ROC curve - how automatically find the most suitable threshold?
109 views (last 30 days)
I have a ROC curve for my data. I would like to find the most suitable threshold for data classification. The threshold should be located in place where False Positive Rate and True Positive Rate are balanced each other. From the interpretation of the ROC curve I know that should choice some threshold which is close to the left upper corner. Is there a way to find this threshold automatically?
To find the best threshold, you first need to define what you mean by "best". Specifically, you need a function that determines the cost of each type of error. In some applications, a false positive is much more costly than a false negative. In other applications, the opposite is true.
After you figure that "cost function" out, then you minimize the cost along your ROC curve.
When you say you have the curve, I assume you have the (X,Y) coordinates of the curve, for example as output by the perfcurve function.
X = false positive rate, and 1-Y = false negative rate.
So, you can do
[minErrDiff,minIdx] = min(X,1-Y)
to find which value is closest to being balanced.

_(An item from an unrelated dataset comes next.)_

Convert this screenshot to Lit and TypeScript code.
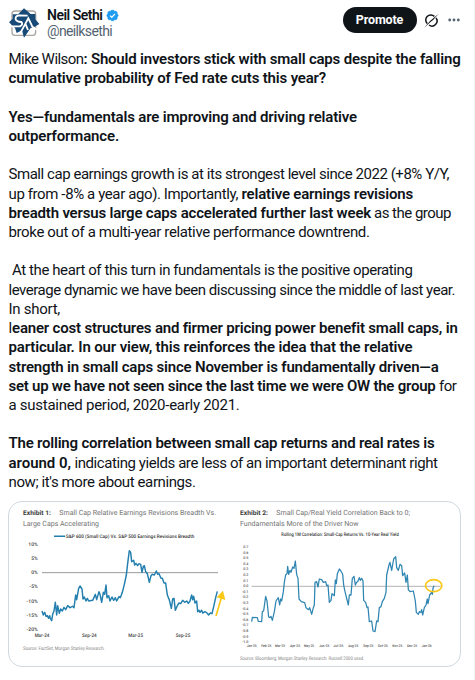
import { LitElement, html, svg, css } from "lit";
import { customElement } from "lit/decorators.js";

interface Run { t: string; w: number; b?: boolean; gap?: number }

const BODY = 15;
const BOLD = 600;
const FAMILY = 'Roboto, "Liberation Sans", sans-serif';
const pen = document.createElement("canvas").getContext("2d")!;

/** Letter spacing that sets a run to the given measure. */
function tracking(text: string, width: number, size: number, weight: number): string {
  pen.font = `${weight} ${size}px ${FAMILY}`;
  const natural = pen.measureText(text).width;
  return ((width - natural) / text.length).toFixed(3) + "px";
}

const LINES: Run[][] = [
  [{ t: "Mike Wilson", w: 75 }, { t: ": Should investors stick with small caps despite the falling", w: 377, b: true }],
  [{ t: "cumulative probability of Fed rate cuts this year?", w: 317.5, b: true }],
  [],
  [{ t: "Yes—fundamentals are improving and driving relative", w: 348.5, b: true }],
  [{ t: "outperformance.", w: 110.5, b: true }],
  [],
  [{ t: "Small cap earnings growth is at its strongest level since 2022 (+8% Y/Y,", w: 440.5 }],
  [{ t: "up from -8% a year ago). Importantly,", w: 229.5 }, { t: "relative earnings revisions", w: 171.5, b: true, gap: 3.5 }],
  [{ t: "breadth versus large caps accelerated further last week", w: 362.5, b: true }, { t: "as the group", w: 77, gap: 3 }],
  [{ t: "broke out of a multi-year relative performance downtrend.", w: 361 }],
  [],
  [{ t: "At the heart of this turn in fundamentals is the positive operating", w: 400.5, gap: 3.5 }],
  [{ t: "leverage dynamic we have been discussing since the middle of last year.", w: 446.5 }],
  [{ t: "In short,", w: 51.5 }],
  [{ t: "l", w: 3.5 }, { t: "eaner cost structures and firmer pricing power benefit small caps, in", w: 445, b: true }],
  [{ t: "particular. In our view, this reinforces the idea that the relative", w: 404, b: true }],
  [{ t: "strength in small caps since November is fundamentally driven—a", w: 430, b: true }],
  [{ t: "set up we have not seen since the last time we were OW the group", w: 427, b: true }, { t: "for", w: 17.5, gap: 3.5 }],
  [{ t: "a sustained period, 2020-early 2021.", w: 231 }],
  [],
  [{ t: "The rolling correlation between small cap returns and real rates is", w: 426, b: true }],
  [{ t: "around 0,", w: 62.5, b: true }, { t: "indicating yields are less of an important determinant right", w: 363, gap: 3.5 }],
  [{ t: "now; it's more about earnings.", w: 187 }],
];

const BREADTH =
  "126,348 130,360 134,352 138,364 142,362 146,370 149,362 151,370 155,377 158,358 162,348 166,322 170,360 173,332 178,355 182,342 187,348 192,337 197,344 203,332 210,338 218,334 222,338 227,300 230,314 236,280 240,273 246,282 249,312 253,306 258,318 262,310 266,318 278,316 286,298 290,314 297,290 300,298 305,322 310,292 314,298 318,270 321,308 326,302 330,318 336,306 341,316 346,308 350,318 357,305 361,308 367,292 373,268 379,240 383,205 388,167 392,172 395,200 401,196 404,210 408,205 413,212 417,206 422,208 426,232 430,214 433,212 437,230 442,236 448,262 453,242 457,238 463,240 469,228 473,238 477,236 483,250 487,250 492,264 497,264 502,300 508,315 514,340 518,312 522,310 526,346 532,332 537,324 542,326 548,316 554,322 560,318 565,325 570,318 575,300 578,314 581,304 585,324 590,318 593,350 597,346 600,352 605,346 608,354 615,350 621,354 626,360 631,354 636,356 641,335 647,308 652,289";

const CORRELATION =
  "755,380 757,367 772,368 775,379 785,380 787,350 791,347 797,304 801,318 806,366 810,368 813,364 817,376 823,350 828,318 835,308 839,330 842,312 845,318 850,290 853,262 857,240 861,236 863,214 866,238 870,226 873,232 878,216 882,220 886,198 890,238 894,250 897,312 904,320 914,323 918,338 926,344 929,338 935,358 940,338 943,330 945,262 950,260 954,276 958,252 965,254 970,262 977,260 980,272 984,270 988,322 993,316 996,296 1003,302 1006,255 1009,266 1012,236 1018,222 1024,230 1028,238 1031,270 1035,290 1045,330 1048,300 1053,300 1057,250 1062,244 1066,270 1070,262 1074,258 1078,248 1081,256 1085,250 1089,258 1091,316 1097,322 1101,338 1104,336 1108,380 1115,378 1119,408 1125,410 1130,378 1134,380 1138,338 1143,335 1147,320 1153,310 1158,292 1160,240 1167,210 1170,202 1175,226 1181,192 1187,185 1190,218 1195,226 1200,208 1205,212 1208,242 1214,234 1218,262 1222,240 1225,284 1230,290 1240,288 1246,318 1249,352 1255,358 1258,350 1263,352 1265,344 1268,360 1273,338 1278,330 1282,312 1284,326 1289,300 1295,292 1297,298 1299,280 1302,272";

const MONTHS: [string, number][] = [
  ["Jan-25", 755], ["Feb-25", 799], ["Mar-25", 840], ["Apr-25", 885], ["May-25", 927], ["Jun-25", 973], ["Jul-25", 1015],
  ["Aug-25", 1060], ["Sep-25", 1105], ["Oct-25", 1148], ["Nov-25", 1192], ["Dec-25", 1236], ["Jan-26", 1280],
];

@customElement("exhibit-charts")
class ExhibitCharts extends LitElement {
  static styles = css`
    :host { display: block; }
    svg { display: block; width: 100%; height: 100%; }
    text { font-family: Roboto, "Liberation Sans", sans-serif; text-rendering: geometricPrecision; fill: #444; }
    .title { font-size: 21.5px; fill: #737373; }
    .lead { font-size: 19.5px; font-weight: 700; fill: #3c3c3c; }
    .key { font-size: 14.5px; font-weight: 500; fill: #333; }
    .tick { font-size: 15px; font-weight: 500; fill: #444; }
    .fine { font-size: 11px; font-weight: 500; fill: #555; }
    .note { font-size: 15px; fill: #858585; }
    .end { text-anchor: end; }
    .mid { text-anchor: middle; }
    .zero { stroke: #999; stroke-width: 3; }
    .zero.thin { stroke: #b4b4b4; }
    .series { fill: none; stroke: #227fae; stroke-width: 4.4; stroke-linejoin: round; }
    .series.thin { stroke: #3086b2; stroke-width: 3.8; }
    .mark { fill: none; stroke: #fac917; stroke-width: 5; }
    .head { fill: #fac917; }
  `;

  private label(cls: string, x: number, y: number, len: number, t: string) {
    return svg`<text class=${cls} x=${x} y=${y} textLength=${len} lengthAdjust="spacingAndGlyphs">${t}</text>`;
  }

  render() {
    return html`<svg viewBox="27 21 1353 492" preserveAspectRatio="none">
      ${this.label("lead", 69, 59, 84, "Exhibit 1:")}
      ${this.label("title", 178, 60, 470, "Small Cap Relative Earnings Revisions Breadth Vs.")}
      ${this.label("title", 69, 94, 228, "Large Caps Accelerating")}
      <line class="series" x1="162" y1="124" x2="196" y2="124" />
      ${this.label("key", 198, 128, 385, "S&P 600 (Small Cap) Vs. S&P 500 Earnings Revisions Breadth")}
      ${["10%", "5%", "0%", "-5%", "-10%", "-15%", "-20%"].map(
        (t, i) => svg`<text class="tick end" x="113" y=${152 + i * 42.7}>${t}</text>`)}
      <line class="zero" x1="126" y1="233" x2="654" y2="233" />
      <polyline class="series" points=${BREADTH} />
      ${[["Mar-24", 126], ["Sep-24", 268], ["Mar-25", 407], ["Sep-25", 549]].map(
        ([t, x]) => svg`<text class="tick mid" x=${x} y="427" textLength="44" lengthAdjust="spacingAndGlyphs">${t}</text>`)}
      <line class="mark" x1="648" y1="363" x2="664" y2="308" />
      <polygon class="head" points="669,287 676,315 650,307" />
      ${this.label("note", 69, 464, 245, "Source: FactSet, Morgan Stanley Research.")}

      ${this.label("lead", 720, 59, 84, "Exhibit 2:")}
      ${this.label("title", 829, 60, 401, "Small Cap/Real Yield Correlation Back to 0;")}
      ${this.label("title", 720, 94, 356, "Fundamentals More of the Driver Now")}
      ${this.label("key", 844, 124, 352, "Rolling 1M Correlation: Small-Cap Returns Vs. 10-Year Real Yield")}
      ${Array.from({ length: 18 }, (_, i) =>
        svg`<text class="fine end" x="745" y=${159 + i * 16.8}>${(0.7 - i / 10).toFixed(1).replace("-0.0", "0.0")}</text>`)}
      <line class="zero thin" x1="755" y1="274" x2="1323" y2="274" />
      <polyline class="series thin" points=${CORRELATION} />
      ${MONTHS.map(([t, x]) => svg`<text class="fine mid" x=${x} y="457" textLength="30" lengthAdjust="spacingAndGlyphs">${t}</text>`)}
      <ellipse class="mark" cx="1301" cy="272" rx="24.5" ry="18" />
      ${this.label("note", 720, 494, 373, "Source: Bloomberg, Morgan Stanley Research. Russell 2000 used.")}
    </svg>`;
  }
}

@customElement("app-root")
class AppRoot extends LitElement {
  static styles = css`
    :host {
      display: block; box-sizing: border-box; width: 475px; height: 680px; overflow: hidden;
      background: #fff; border-right: 1px solid #eff3f4; color: #0f1419;
      font-family: Roboto, "Liberation Sans", sans-serif;
    }
    header { display: flex; height: 50px; padding-left: 8px; box-sizing: border-box; }
    .avatar { width: 32px; height: 32px; margin-top: 7px; flex: none; }
    .who { display: flex; flex-direction: column; margin: 7px 0 0 7px; font-size: 14px; line-height: 16px; white-space: nowrap; }
    .name { display: flex; gap: 3px; align-items: center; font-weight: 600; height: 16px; }
    .name svg { width: 13px; height: 13px; }
    .handle { color: #536471; height: 16px; }
    .actions { display: flex; align-items: center; margin-left: auto; margin-right: 14px; height: 26px; margin-top: 7px; }
    .promote {
      width: 74px; height: 26px; border-radius: 13px; border: 0; padding: 0; background: #0f1419; color: #fff;
      display: flex; align-items: center; justify-content: center; font: 700 12.5px/26px Roboto, sans-serif;
    }
    .grok { width: 15px; height: 15px; margin-left: 7.5px; }
    .more { width: 12px; height: 4px; margin-left: 9px; }
    .line { display: flex; height: 19.23px; line-height: 19.23px; font-size: 15px; white-space: pre; padding-left: 8.5px; }
    .run { flex: none; }
    .b { font-weight: 600; }
    .media {
      margin: 8.7px 0 0 8px; box-sizing: border-box; width: 453px; height: 166px;
      border: 1px solid #cfd9de; border-radius: 14px; overflow: hidden;
    }
    .media exhibit-charts { height: 164px; }
  `;

  private run(r: Run) {
    const ls = tracking(r.t, r.w, BODY, r.b ? BOLD : 400);
    return html`<span class="run ${r.b ? "b" : ""}" style="letter-spacing:${ls};margin-left:${r.gap ?? 0}px">${r.t}</span>`;
  }

  render() {
    return html`
      <header>
        <svg class="avatar" viewBox="24 21 96 96">
          <rect x="36" y="33" width="71" height="73" rx="9" fill="#fff" stroke="#aaa6a1" stroke-width="4" />
          <path d="M72 25L92 42H106V58L118 72L103 81L92 84L72 113L66 91L50 99L45 84L27 67L38 56V43H54Z" fill="#184a78" />
          <path d="M83 47L57 46Q45 48 47 58Q50 65 64 66Q71 73 60 79L33 79" fill="none" stroke="#fff" stroke-width="5.5" />
          <path d="M60 101L73 77L85 55L97 80L111 89M77 73L84 90" fill="none" stroke="#fff" stroke-width="5.5" />
        </svg>
        <div class="who">
          <div class="name">
            <span style="letter-spacing:${tracking("Neil Sethi", 55.5, 14, BOLD)}">Neil Sethi</span>
            <svg viewBox="0 0 22 22"><path fill="#1d9bf0" d="M20.4 11c0-1.2-.7-2.3-1.8-2.9.4-1.2.2-2.5-.6-3.3-.9-.9-2.1-1.1-3.3-.7C14.2 3 13.2 2.2 11 2.2S7.9 3 7.3 4.100c-1.2-.4-2.4-.2-3.3.7-.8.8-1 2.1-.6 3.3C2.3 8.7 1.6 9.8 1.6 11s.7 2.3 1.8 2.9c-.4 1.2-.2 2.5.6 3.3.9.9 2.1 1.1 3.3.7.6 1.1 1.6 1.9 3.7 1.9s3.200-.8 3.700-1.900c1.200.4 2.400.2 3.300-.7.800-.8 1-2.100.6-3.300 1.100-.6 1.800-1.700 1.800-2.900z" stroke="#1d9bf0" stroke-width="1.5" /><path d="M6.8 11.2l3 3 5.4-6" fill="none" stroke="#fff" stroke-width="2.2" /></svg>
          </div>
          <span class="handle" style="letter-spacing:${tracking("@neilksethi", 65, 14, 400)}">@neilksethi</span>
        </div>
        <div class="actions">
          <button class="promote"><span style="letter-spacing:${tracking("Promote", 47.5, 12.5, 700)}">Promote</span></button>
          <svg class="grok" viewBox="0 0 45 45" fill="none" stroke="#0f1419">
            <path d="M31 10A15 15 0 0 0 10 32M15 36A15 15 0 0 0 36 15" stroke-width="4.5" />
            <path d="M1 44L18 24L44 2L28 20L17 29Z" fill="#0f1419" stroke="none" />
          </svg>
          <svg class="more" viewBox="0 0 12 4" fill="#536471"><circle cx="1.7" cy="2" r="1.4" /><circle cx="6" cy="2" r="1.4" /><circle cx="10.3" cy="2" r="1.4" /></svg>
        </div>
      </header>
      <main>${LINES.map((l) => html`<div class="line">${l.map((r) => this.run(r))}</div>`)}</main>
      <div class="media"><exhibit-charts></exhibit-charts></div>
    `;
  }
}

Luke Hubbard on 27 Apr 2021
Edited: Luke Hubbard on 27 Apr 2021
Follow the example for plotting the ROC curve.
[X,Y,T,AUC,OPTROCPT] = perfcurve(labels,scores,posclass);
ThresholdForOptROCpt = T((X==OPTROCPT(1))&(Y==OPTROCPT(2)))
Dario Walter on 16 Jun 2020
There is an output available in the perfcurve functions that returns the value you are looking for:
[X,Y,T,~,OPTROCPT,suby,subnames] = perfcurve(...)
OPTROCPT provides the required value.